In Glen Ellen, however, his fame had nothing to do with his prognostications. His friend and colleague in the Glen Ellen Historical Society described him as "a man who's been living life well, right here in the Valley of the Moon, for many, many years – out loud and with great style."

"He was such an eloquent, talkative guy and had so much to say," said Crawford. "He could regale you with the history of Glen Ellen, his own history, all about his unique style of earthquake prediction which was not always loved by the true-blue geologists."

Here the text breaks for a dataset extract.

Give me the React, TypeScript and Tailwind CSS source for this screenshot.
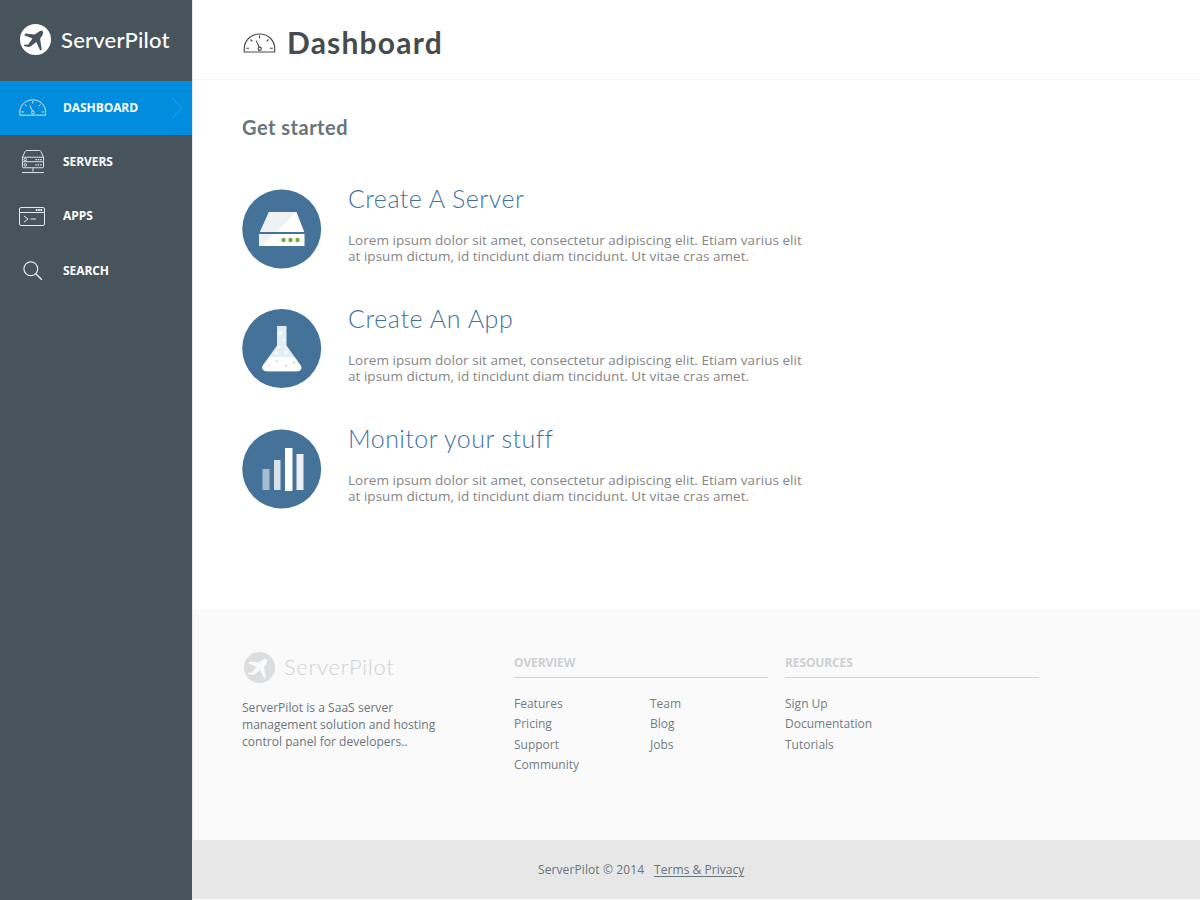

In the 20 years since he returned to the Valley of the Moon, he became active in the volunteer fire department, the Lions Club, the Jack London Foundation, and the Glen Ellen Historical Society. He was also a docent at Bouverie Preserve, where his enthusiasm and broad knowledge of natural history made him a popular figure.

Earlier this year, Shere wrote a tribute to Berkland in his Kenwood Press column. "His eager curiosity, combined with a generous and agile mind, led to discoveries that redefined the geologic prehistory of our region," he wrote. Berkland took note of fossil shellfish high in the Mayacamas range, Ponderosa pines (usually endemic to the Sierra) in Nunn's Canyon near Beltane Ranch, and fused tektites from a meteorite at Morton's Warm Springs.

"He happily struck up conversations with strangers," said his son Jay, who lives in Los Angeles. "He readily shared laughter or gentle tears when he told stories about his experiences of life and the world that so fascinated him."

In recent years he had become more involved with the Glen Ellen Community Church, where he was baptized a few years ago, according to Pastor Jim Hill. "Of late, we could see Jim's faith in his Savior, Jesus Christ come alive as he studied the Scriptures in our weekly Bible studies. We will miss Jim greatly as he was always a joy to be around."

He is also survived by a daughter, Krista, and her family, who live in Maryland, and his wife Jan. They are planning a private family observance this fall.